Estartit Loran-C station
- Mast height: 195 m (640 ft)
- Coordinates: 42°03′37″N 3°12′16″E﻿ / ﻿42.0603°N 3.2044°E

= Estartit Loran-C transmitter =

Transmitter in Girona Province, Spain

Estartit Loran-C transmitter was a Loran-C transmitter site near Estartit, in Catalonia, Spain. It was part of a chain covering the Mediterranean Sea and started operations in 1962. It closed down in June 1995.

==Loran-C==

Loran-C is a system of hyperbolic radio navigation which developed from the earlier LORAN system. It uses low frequency signals from beacons to allow the receiver to determine their position. Conventional navigation involves measuring the distance from two known locations, radio navigation works in a similar way but using radio direction finding.

Radio navigation systems use a chain of three or four transmitters which are synchronised. Each chain has a primary station and the others are called secondaries. Each chain has a group repetition interval (GRI) which, multiplied by ten, is the time difference between pulses.

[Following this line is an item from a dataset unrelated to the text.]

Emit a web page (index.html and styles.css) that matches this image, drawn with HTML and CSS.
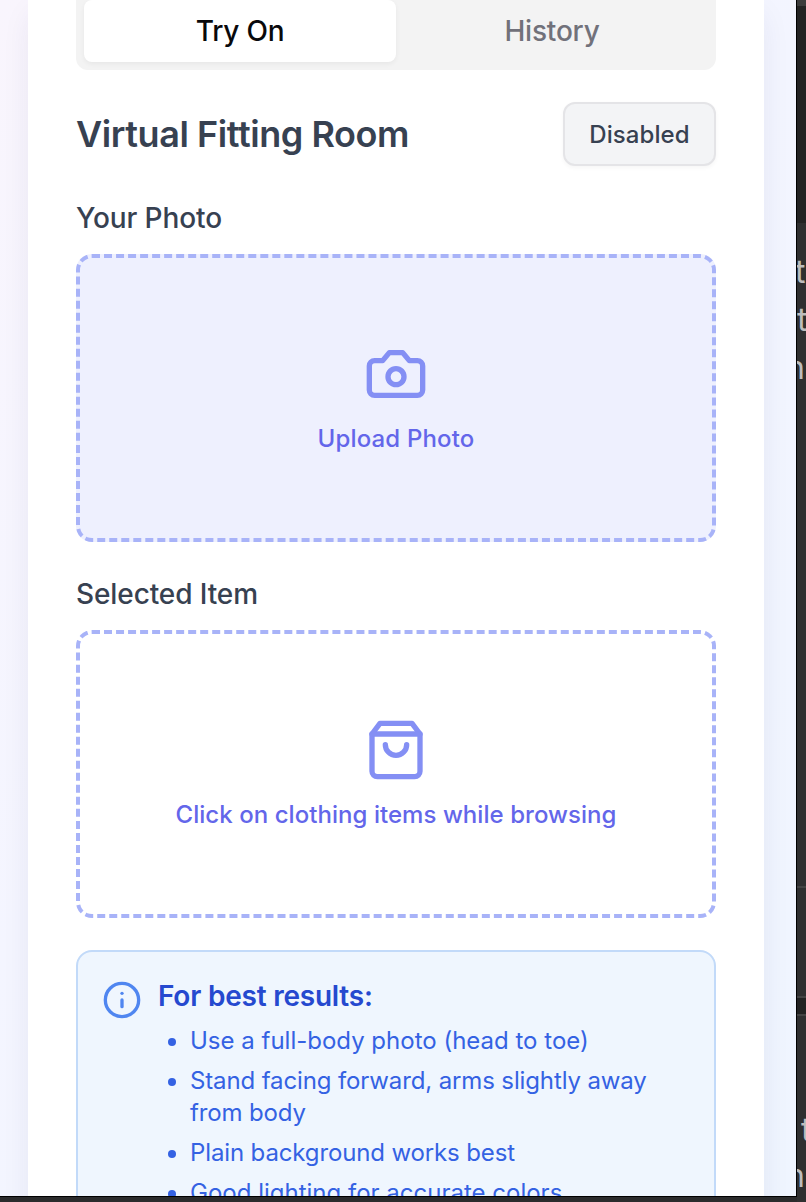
FILE: index.html
```html
<!DOCTYPE html>
<html lang="en">
<head>
<meta charset="utf-8">
<title>Virtual Fitting Room</title>
<link rel="stylesheet" href="styles.css">
</head>
<body>
<div class="desktop">
  <main class="popup">
    <section class="card">
      <nav class="tabs">
        <button class="tab tab-active">Try On</button>
        <button class="tab">History</button>
      </nav>
      <header class="heading">
        <h1 class="title">Virtual Fitting Room</h1>
        <button class="toggle">Disabled</button>
      </header>
      <h2 class="label label-photo">Your Photo</h2>
      <div class="drop drop-filled">
        <svg class="drop-icon" viewBox="0 0 24 24"><path d="M14.5 4h-5L7 7H4a2 2 0 0 0-2 2v9a2 2 0 0 0 2 2h16a2 2 0 0 0 2-2V9a2 2 0 0 0-2-2h-3l-2.5-3z"/><circle cx="12" cy="13" r="3"/></svg>
        <span class="drop-text upload-text">Upload Photo</span>
      </div>
      <h2 class="label label-item">Selected Item</h2>
      <div class="drop">
        <svg class="drop-icon" viewBox="0 0 24 24"><path d="M6 2 3 6v14a2 2 0 0 0 2 2h14a2 2 0 0 0 2-2V6l-3-4Z"/><path d="M3 6h18"/><path d="M16 10a4 4 0 0 1-8 0"/></svg>
        <span class="drop-text">Click on clothing items while browsing</span>
      </div>
      <aside class="tips">
        <svg class="tips-icon" viewBox="0 0 24 24"><circle cx="12" cy="12" r="10"/><path d="M12 16v-4"/><path d="M12 8h.01"/></svg>
        <div class="tips-body">
          <h3 class="tips-title">For best results:</h3>
          <ul class="tips-list">
            <li>Use a full-body photo (head to toe)</li>
            <li class="snug">Stand facing forward, arms slightly away from body</li>
            <li class="snug">Plain background works best</li>
            <li>Good lighting for accurate colors</li>
          </ul>
        </div>
      </aside>
    </section>
  </main>
  <div class="behind">
    <div class="pane pane-top"></div>
    <div class="pane pane-header"></div>
    <div class="pane pane-text"><span class="far-letter first">t</span><span class="far-letter second">t</span><span class="far-letter third">n</span></div>
    <div class="pane pane-mid"></div>
    <div class="pane pane-gap"></div>
    <div class="pane pane-bottom"><span class="far-letter fourth">t</span><span class="far-letter fifth">n</span></div>
  </div>
</div>
</body>
</html>
```
FILE: styles.css
```css
* { box-sizing: border-box; }
body {
  margin: 0;
  font-family: Inter, "Liberation Sans", sans-serif;
  background: #2b2b2c;
}
h1, h2, h3, ul { margin: 0; padding: 0; }
button { font: inherit; border: 0; padding: 0; }
.desktop {
  display: flex;
  width: 806px;
  height: 1202px;
  overflow: hidden;
  background: #2b2b2c;
}
.popup {
  width: 797px;
  height: 1197px;
  flex: none;
  padding: 0 32px 0 28px;
  overflow: hidden;
  border-right: 1px solid #000;
  border-bottom: 1px solid #000;
  background: linear-gradient(to bottom right, #f9f5fd, #f4f5ff 40%, #eff5ff);
}
.card {
  width: 736px;
  height: 1300px;
  padding: 0 48px;
  background: #fff;
  box-shadow: 0 10px 30px -6px rgba(40, 40, 90, .1);
}
.tabs {
  display: flex;
  height: 70px;
  padding: 0 8px 8px;
  border-radius: 0 0 12px 12px;
  background: #f3f3f3;
}
.tab {
  flex: 1;
  height: 62px;
  padding-bottom: 1px;
  font-size: 28px;
  font-weight: 500;
  letter-spacing: -.2px;
  color: #71717a;
  background: none;
}
.tab-active {
  color: #09090b;
  background: #fff;
  border-radius: 8px;
  box-shadow: 0 2px 5px rgba(0, 0, 0, .05);
}
.heading {
  display: flex;
  justify-content: space-between;
  align-items: center;
  height: 64px;
  margin-top: 32px;
}
.title {
  font-size: 36px;
  font-weight: 600;
  letter-spacing: -.43px;
  color: #374151;
}
.toggle {
  width: 153px;
  height: 64px;
  border: 2px solid #e4e4e7;
  border-radius: 12px;
  background: #f3f4f6;
  box-shadow: 0 2px 4px rgba(0, 0, 0, .04);
  color: #374151;
  font-size: 24px;
  font-weight: 500;
  letter-spacing: .1px;
}
.label {
  height: 40px;
  line-height: 41px;
  font-size: 28px;
  font-weight: 500;
  letter-spacing: -.1px;
  color: #374151;
}
.label-photo, .label-item { margin: 32px 0 16px; }
.drop {
  display: flex;
  flex-direction: column;
  align-items: center;
  height: 288px;
  padding-top: 84px;
  border: 4px dashed #a8b3f8;
  border-radius: 16px;
}
.drop-filled { background: #eef0fe; }
.drop-icon {
  width: 64px;
  height: 64px;
  margin-bottom: 17px;
  fill: none;
  stroke: #848ff4;
  stroke-width: 2;
  stroke-linecap: round;
  stroke-linejoin: round;
}
.drop-text {
  line-height: 32px;
  font-size: 24px;
  font-weight: 500;
  letter-spacing: .05px;
  color: #6366ea;
}
.upload-text { letter-spacing: .15px; }
.tips {
  display: flex;
  gap: 16px;
  height: 340px;
  margin-top: 32px;
  padding: 24px;
  border: 2px solid #c2daf9;
  border-radius: 16px;
  background: #eff6fe;
}
.tips-icon {
  flex: none;
  width: 40px;
  height: 40px;
  margin-top: 4px;
  fill: none;
  stroke: #4f86f0;
  stroke-width: 2;
  stroke-linecap: round;
  stroke-linejoin: round;
}
.tips-title {
  height: 40px;
  line-height: 41px;
  font-size: 28px;
  font-weight: 600;
  letter-spacing: -.22px;
  color: #2549cf;
}
.tips-list {
  display: grid;
  gap: 8px;
  margin-top: 9px;
  padding-left: 32px;
  font-size: 24px;
  line-height: 32px;
  color: #3462e3;
}
.snug { letter-spacing: -.13px; }
.behind {
  display: flex;
  flex-direction: column;
  width: 9px;
  overflow: hidden;
  color: #bdbdbd;
  font-size: 32px;
  line-height: 48px;
}
.pane { flex: none; background: #2f2f30; }
.pane-top { height: 6px; background: #3c3c3c; }
.pane-header { height: 217px; background: #232323; }
.pane-text { display: flex; flex-direction: column; height: 663px; padding-top: 25px; }
.pane-mid { height: 110px; border-top: 2px solid #434343; }
.pane-gap { height: 18px; border-top: 2px solid #434343; background: #222; }
.pane-bottom { display: flex; flex-direction: column; height: 188px; padding-top: 90px; border-top: 2px solid #434343; }
.far-letter { display: block; height: 48px; }
.first { margin-left: -2px; }
.third, .fifth { margin-left: -11px; }
.fourth { height: 46px; margin-left: 4px; }
```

The GRI identifies which chain a vessel is receiving.

Loran-C was replaced by civilian satellite navigation systems starting in the 1990s. The first services to close were in the United States and Canada in 2010. In 2014 France and Norway announced they were closing their transmitters, leaving the remaining stations in England and Germany unable to operate. The stations in Norway closed on 31 December 2015.

==Estartit transmitter==

Estartit was a secondary station and part of the Mediterranean Sea chain (GRI 7990) together with Sellia Marina (Italy), Kargaburum (Turkey) and Lampedusa (Italy). It was staffed by the US military coastguard until the US department of defence had no further use for the Loran-C system. It was not transferred to the Spanish authorities and closed in 1995.

The mast was 625 feet tall with a log periodic antenna. It had two AN/FPN 39 transmitters. The transmitter power was 165kW.